··· MATERIAL FOR THIS EXERCISE

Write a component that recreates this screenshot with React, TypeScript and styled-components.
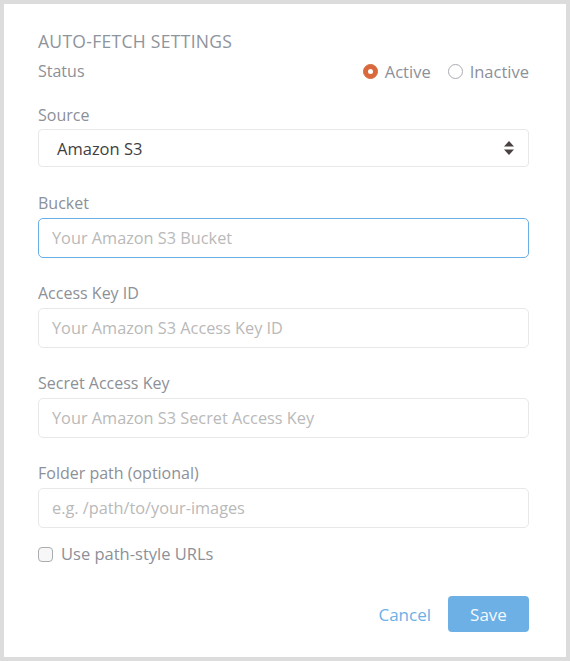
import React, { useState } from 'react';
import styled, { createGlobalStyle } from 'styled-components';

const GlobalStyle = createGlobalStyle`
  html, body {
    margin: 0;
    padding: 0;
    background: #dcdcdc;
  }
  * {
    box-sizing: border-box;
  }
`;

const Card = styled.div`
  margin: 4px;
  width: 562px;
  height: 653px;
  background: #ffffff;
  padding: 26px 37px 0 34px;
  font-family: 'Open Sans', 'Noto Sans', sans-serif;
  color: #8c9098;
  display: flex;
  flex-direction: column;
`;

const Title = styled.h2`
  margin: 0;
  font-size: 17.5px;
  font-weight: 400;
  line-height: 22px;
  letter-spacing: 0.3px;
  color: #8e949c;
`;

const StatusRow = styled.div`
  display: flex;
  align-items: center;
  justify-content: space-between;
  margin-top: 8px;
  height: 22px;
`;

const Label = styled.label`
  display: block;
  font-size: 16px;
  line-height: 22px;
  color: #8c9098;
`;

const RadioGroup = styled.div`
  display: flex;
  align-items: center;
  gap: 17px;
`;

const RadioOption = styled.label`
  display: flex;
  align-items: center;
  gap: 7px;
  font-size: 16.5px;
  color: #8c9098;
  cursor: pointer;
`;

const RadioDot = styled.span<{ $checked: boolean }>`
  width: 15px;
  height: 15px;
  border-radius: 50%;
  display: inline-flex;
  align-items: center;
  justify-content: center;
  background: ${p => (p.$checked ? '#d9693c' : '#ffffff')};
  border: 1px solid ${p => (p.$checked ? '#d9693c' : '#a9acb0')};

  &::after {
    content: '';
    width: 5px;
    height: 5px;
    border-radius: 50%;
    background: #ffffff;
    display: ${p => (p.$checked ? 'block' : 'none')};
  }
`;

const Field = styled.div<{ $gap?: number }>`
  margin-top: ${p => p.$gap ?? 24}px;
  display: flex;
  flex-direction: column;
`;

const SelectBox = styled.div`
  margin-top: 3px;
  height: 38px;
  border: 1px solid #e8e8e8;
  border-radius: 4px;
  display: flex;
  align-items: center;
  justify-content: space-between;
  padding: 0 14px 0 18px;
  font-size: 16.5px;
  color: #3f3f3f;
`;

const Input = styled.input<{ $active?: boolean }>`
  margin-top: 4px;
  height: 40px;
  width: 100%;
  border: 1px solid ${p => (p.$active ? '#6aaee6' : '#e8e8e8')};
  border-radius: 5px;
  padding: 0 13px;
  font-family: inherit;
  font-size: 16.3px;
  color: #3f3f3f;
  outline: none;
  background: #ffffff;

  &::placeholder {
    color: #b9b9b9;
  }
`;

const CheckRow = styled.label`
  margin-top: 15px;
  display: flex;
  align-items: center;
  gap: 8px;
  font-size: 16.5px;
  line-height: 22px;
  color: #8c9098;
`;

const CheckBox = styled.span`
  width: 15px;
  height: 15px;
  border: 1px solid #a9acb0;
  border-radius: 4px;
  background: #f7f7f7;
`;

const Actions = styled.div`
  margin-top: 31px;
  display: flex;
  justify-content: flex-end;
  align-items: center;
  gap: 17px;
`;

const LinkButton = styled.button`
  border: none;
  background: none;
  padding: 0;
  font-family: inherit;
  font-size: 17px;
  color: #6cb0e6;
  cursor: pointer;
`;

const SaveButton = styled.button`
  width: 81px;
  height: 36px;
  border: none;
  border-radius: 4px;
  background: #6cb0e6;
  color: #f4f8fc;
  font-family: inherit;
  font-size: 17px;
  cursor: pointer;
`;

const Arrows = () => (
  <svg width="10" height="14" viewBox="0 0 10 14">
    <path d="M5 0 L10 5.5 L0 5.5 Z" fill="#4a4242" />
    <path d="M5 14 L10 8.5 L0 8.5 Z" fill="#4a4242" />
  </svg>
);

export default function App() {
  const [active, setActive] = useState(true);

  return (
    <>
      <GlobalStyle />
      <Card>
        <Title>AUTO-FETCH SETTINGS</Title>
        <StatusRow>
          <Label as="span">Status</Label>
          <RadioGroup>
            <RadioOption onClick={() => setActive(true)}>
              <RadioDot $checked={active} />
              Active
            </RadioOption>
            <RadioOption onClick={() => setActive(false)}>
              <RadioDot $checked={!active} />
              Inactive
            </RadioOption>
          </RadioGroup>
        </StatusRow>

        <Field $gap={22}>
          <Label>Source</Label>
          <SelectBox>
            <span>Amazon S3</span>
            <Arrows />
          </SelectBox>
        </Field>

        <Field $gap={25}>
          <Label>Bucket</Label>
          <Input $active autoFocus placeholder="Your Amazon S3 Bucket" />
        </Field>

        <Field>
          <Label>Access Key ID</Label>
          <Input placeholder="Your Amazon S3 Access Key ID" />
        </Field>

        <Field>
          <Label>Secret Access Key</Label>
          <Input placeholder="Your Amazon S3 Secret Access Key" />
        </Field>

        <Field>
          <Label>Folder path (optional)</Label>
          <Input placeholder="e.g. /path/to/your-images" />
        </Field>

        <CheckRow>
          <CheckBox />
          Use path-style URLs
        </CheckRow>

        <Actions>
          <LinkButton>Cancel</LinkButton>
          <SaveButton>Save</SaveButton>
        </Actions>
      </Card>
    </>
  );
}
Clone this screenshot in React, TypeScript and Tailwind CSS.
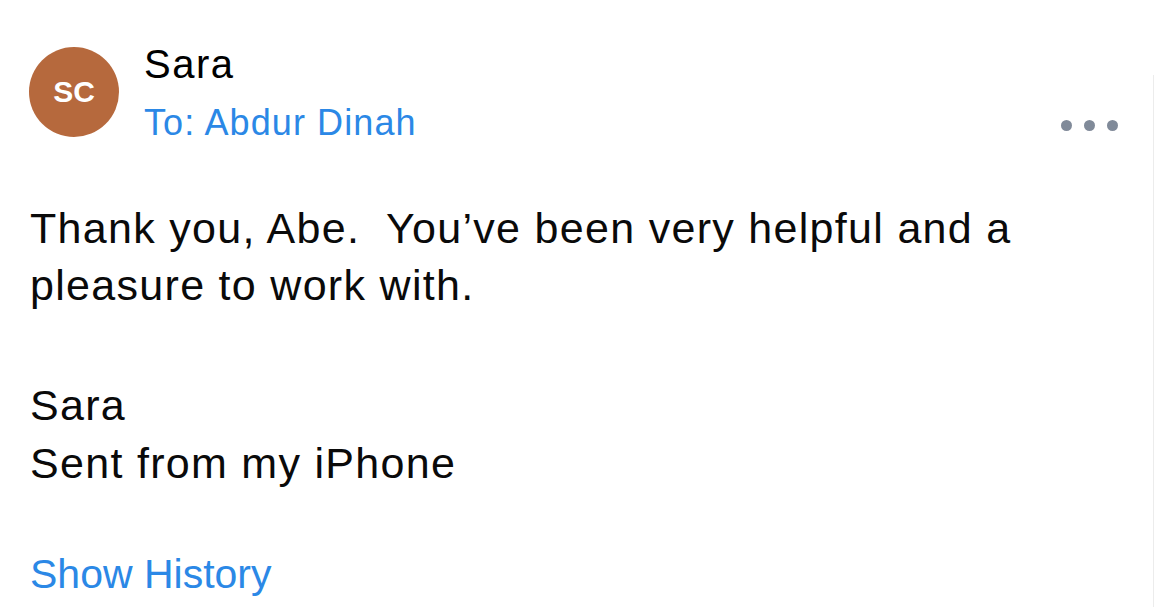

······

### TO BE DONE
Set down the complete material exactly, but do not include the images.

### SOLVED EXERCISE
Write a component that recreates this screenshot with React, TypeScript and styled-components.
import React, { useState } from 'react';
import styled, { createGlobalStyle } from 'styled-components';

const GlobalStyle = createGlobalStyle`
  html, body {
    margin: 0;
    padding: 0;
    background: #dcdcdc;
  }
  * {
    box-sizing: border-box;
  }
`;

const Card = styled.div`
  margin: 4px;
  width: 562px;
  height: 653px;
  background: #ffffff;
  padding: 26px 37px 0 34px;
  font-family: 'Open Sans', 'Noto Sans', sans-serif;
  color: #8c9098;
  display: flex;
  flex-direction: column;
`;

const Title = styled.h2`
  margin: 0;
  font-size: 17.5px;
  font-weight: 400;
  line-height: 22px;
  letter-spacing: 0.3px;
  color: #8e949c;
`;

const StatusRow = styled.div`
  display: flex;
  align-items: center;
  justify-content: space-between;
  margin-top: 8px;
  height: 22px;
`;

const Label = styled.label`
  display: block;
  font-size: 16px;
  line-height: 22px;
  color: #8c9098;
`;

const RadioGroup = styled.div`
  display: flex;
  align-items: center;
  gap: 17px;
`;

const RadioOption = styled.label`
  display: flex;
  align-items: center;
  gap: 7px;
  font-size: 16.5px;
  color: #8c9098;
  cursor: pointer;
`;

const RadioDot = styled.span<{ $checked: boolean }>`
  width: 15px;
  height: 15px;
  border-radius: 50%;
  display: inline-flex;
  align-items: center;
  justify-content: center;
  background: ${p => (p.$checked ? '#d9693c' : '#ffffff')};
  border: 1px solid ${p => (p.$checked ? '#d9693c' : '#a9acb0')};

  &::after {
    content: '';
    width: 5px;
    height: 5px;
    border-radius: 50%;
    background: #ffffff;
    display: ${p => (p.$checked ? 'block' : 'none')};
  }
`;

const Field = styled.div<{ $gap?: number }>`
  margin-top: ${p => p.$gap ?? 24}px;
  display: flex;
  flex-direction: column;
`;

const SelectBox = styled.div`
  margin-top: 3px;
  height: 38px;
  border: 1px solid #e8e8e8;
  border-radius: 4px;
  display: flex;
  align-items: center;
  justify-content: space-between;
  padding: 0 14px 0 18px;
  font-size: 16.5px;
  color: #3f3f3f;
`;

const Input = styled.input<{ $active?: boolean }>`
  margin-top: 4px;
  height: 40px;
  width: 100%;
  border: 1px solid ${p => (p.$active ? '#6aaee6' : '#e8e8e8')};
  border-radius: 5px;
  padding: 0 13px;
  font-family: inherit;
  font-size: 16.3px;
  color: #3f3f3f;
  outline: none;
  background: #ffffff;

  &::placeholder {
    color: #b9b9b9;
  }
`;

const CheckRow = styled.label`
  margin-top: 15px;
  display: flex;
  align-items: center;
  gap: 8px;
  font-size: 16.5px;
  line-height: 22px;
  color: #8c9098;
`;

const CheckBox = styled.span`
  width: 15px;
  height: 15px;
  border: 1px solid #a9acb0;
  border-radius: 4px;
  background: #f7f7f7;
`;

const Actions = styled.div`
  margin-top: 31px;
  display: flex;
  justify-content: flex-end;
  align-items: center;
  gap: 17px;
`;

const LinkButton = styled.button`
  border: none;
  background: none;
  padding: 0;
  font-family: inherit;
  font-size: 17px;
  color: #6cb0e6;
  cursor: pointer;
`;

const SaveButton = styled.button`
  width: 81px;
  height: 36px;
  border: none;
  border-radius: 4px;
  background: #6cb0e6;
  color: #f4f8fc;
  font-family: inherit;
  font-size: 17px;
  cursor: pointer;
`;

const Arrows = () => (
  <svg width="10" height="14" viewBox="0 0 10 14">
    <path d="M5 0 L10 5.5 L0 5.5 Z" fill="#4a4242" />
    <path d="M5 14 L10 8.5 L0 8.5 Z" fill="#4a4242" />
  </svg>
);

export default function App() {
  const [active, setActive] = useState(true);

  return (
    <>
      <GlobalStyle />
      <Card>
        <Title>AUTO-FETCH SETTINGS</Title>
        <StatusRow>
          <Label as="span">Status</Label>
          <RadioGroup>
            <RadioOption onClick={() => setActive(true)}>
              <RadioDot $checked={active} />
              Active
            </RadioOption>
            <RadioOption onClick={() => setActive(false)}>
              <RadioDot $checked={!active} />
              Inactive
            </RadioOption>
          </RadioGroup>
        </StatusRow>

        <Field $gap={22}>
          <Label>Source</Label>
          <SelectBox>
            <span>Amazon S3</span>
            <Arrows />
          </SelectBox>
        </Field>

        <Field $gap={25}>
          <Label>Bucket</Label>
          <Input $active autoFocus placeholder="Your Amazon S3 Bucket" />
        </Field>

        <Field>
          <Label>Access Key ID</Label>
          <Input placeholder="Your Amazon S3 Access Key ID" />
        </Field>

        <Field>
          <Label>Secret Access Key</Label>
          <Input placeholder="Your Amazon S3 Secret Access Key" />
        </Field>

        <Field>
          <Label>Folder path (optional)</Label>
          <Input placeholder="e.g. /path/to/your-images" />
        </Field>

        <CheckRow>
          <CheckBox />
          Use path-style URLs
        </CheckRow>

        <Actions>
          <LinkButton>Cancel</LinkButton>
          <SaveButton>Save</SaveButton>
        </Actions>
      </Card>
    </>
  );
}
Clone this screenshot in React, TypeScript and Tailwind CSS.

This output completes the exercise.